I have been a proud member of the Mom Club for about two and a half years but there was another club that no mother ever wants to join.  It is scary and dark and so, so lonely.  It is the Child Loss Club.  This is the club joined by mothers of miscarriages, stillbirths and child deaths.  Because when we are happy members of the childbirth Mom Club, we all share a similar joy, but when we hurt, we all hurt in our own lonely way.  When you have a baby and join the Mom Club, everybody knows and can see you’ve been inducted but when you join the Child Loss Club, it is often silent and unknown. We keep our pregnancies secret for three months just in case, so that we can be extra lonely if it goes wrong.  People avoid the topic if something happens later because they are afraid it may be awkward.  So you keep your membership buried and try to move on with your life.

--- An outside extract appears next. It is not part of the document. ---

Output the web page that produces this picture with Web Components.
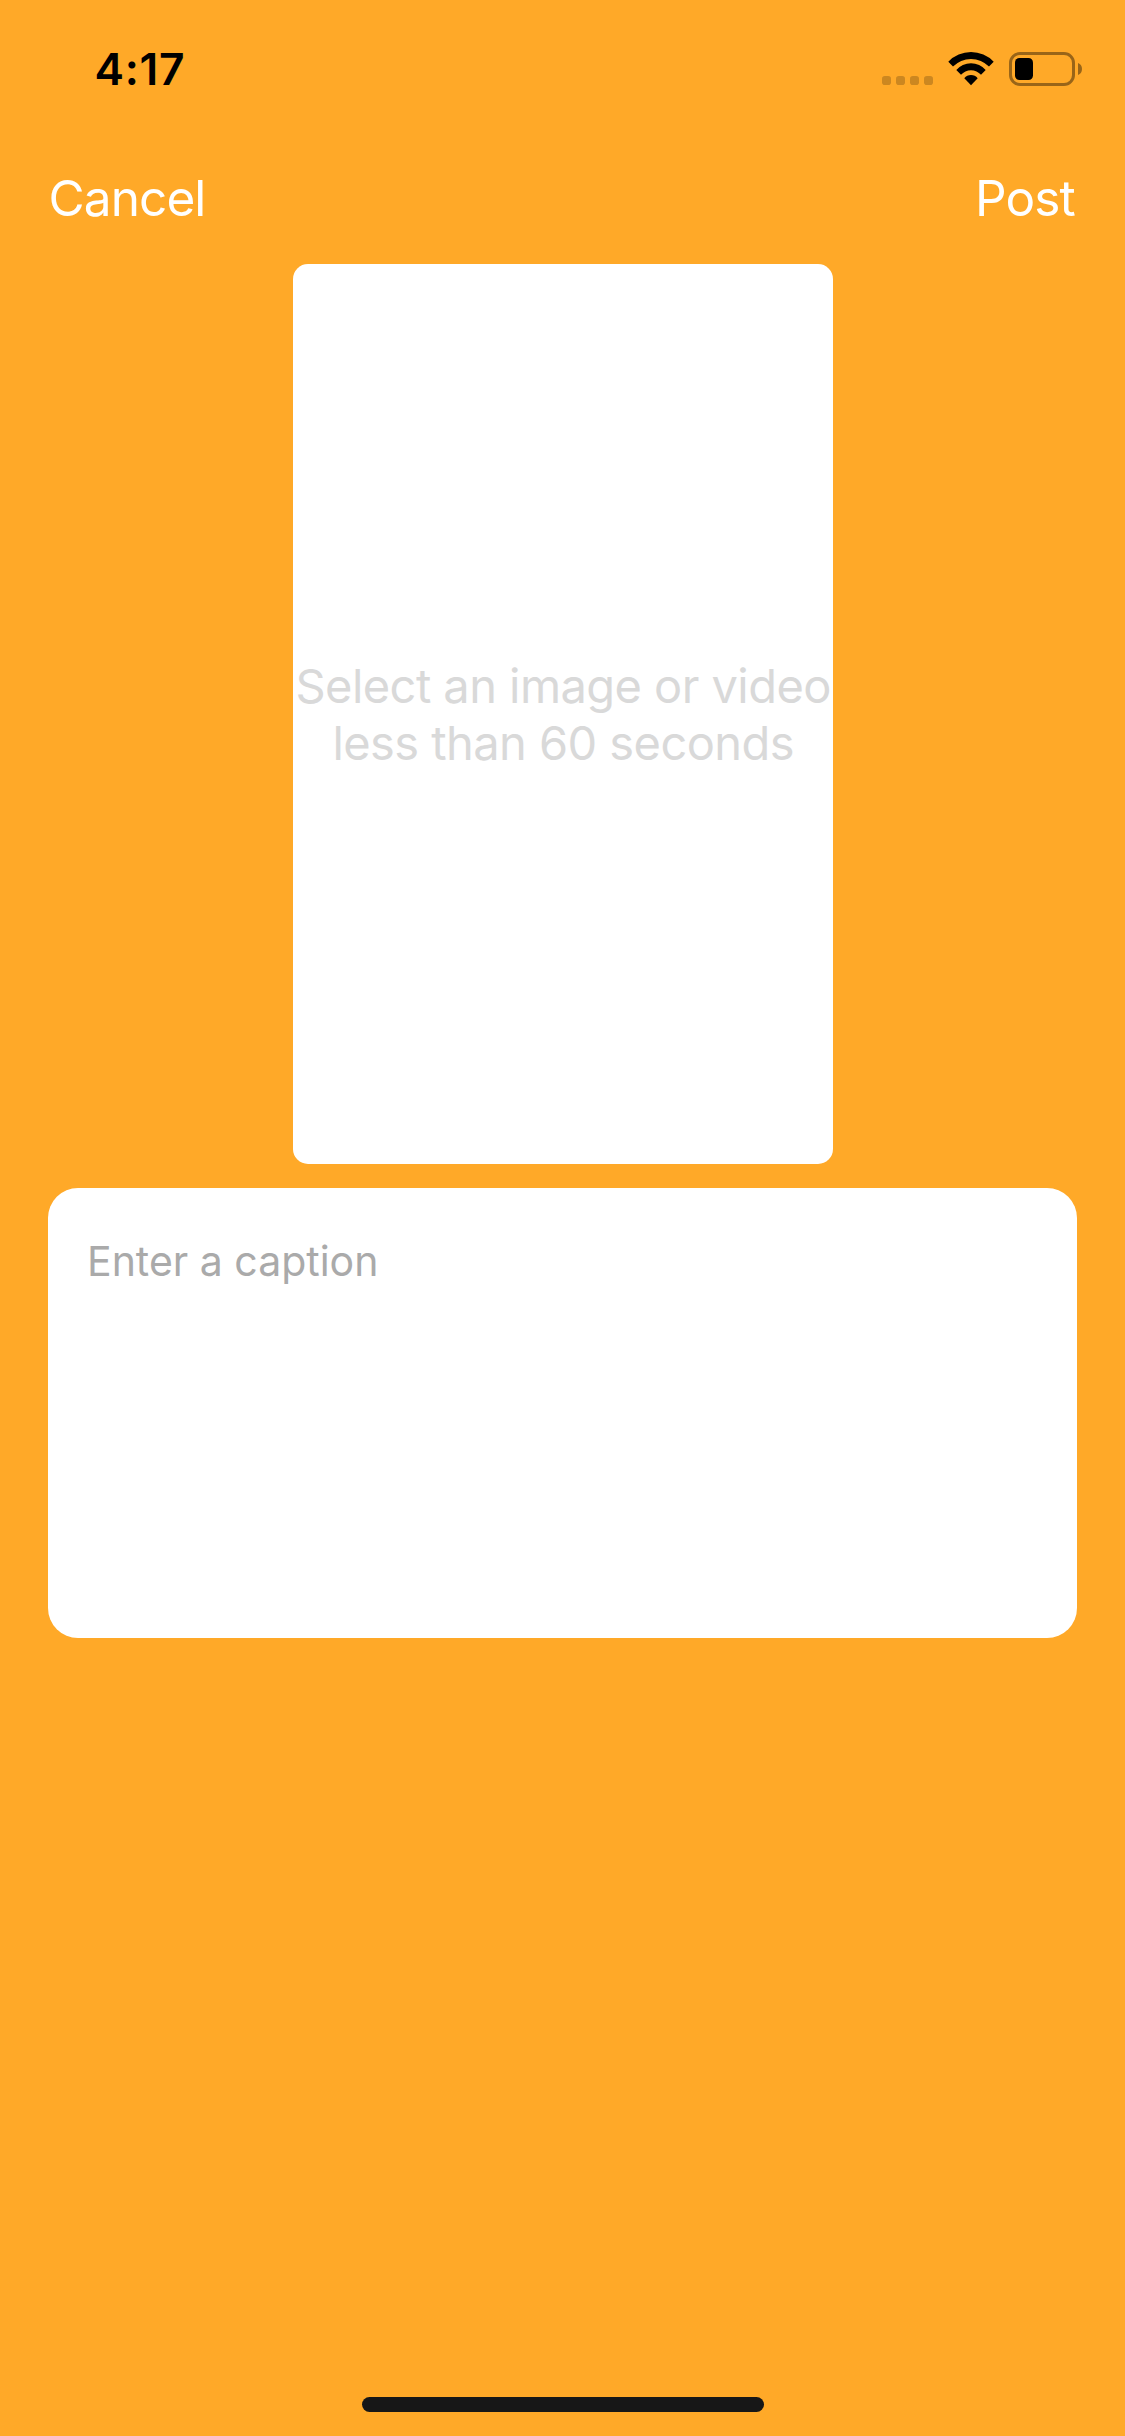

But you know what that club has?  It has women who have been through more.  It has women who have learned how to lean on Jesus and give their child and their pain to Him.  It has mothers who are the Child Loss equivalent of that mother whose kids are all in late high school and doing well. And it has mothers who are right where you are and can cry with you as you both hold your losses together.   And both clubs are important. The Body of Christ exists so that we will not be alone.  When one part hurts, the whole part hurts.  If you’ve ever broken a toe, you know you can’t pretend you’re fine. 

And I’m done being alone. It’s time to join the club.  I’m a private person and I do not like to cry or grieve in front of other people.  But I am a member of the Child Loss Club.  My baby died at 10 weeks of pregnancy and it was the most lonely thing I’ve ever dealt with.  But I have had incredible support from the friends who do know, that I would never encourage anybody to go through it alone.  Also the amazing writer of Mothering Spirit, through her own openness in her own deep loss, has encouraged me and many others. 

 Join the Body.  That’s why we’re here.  We want to share your joy, and we want to share your pain.  Don’t let the Body walk with a broken toe.  Join the club.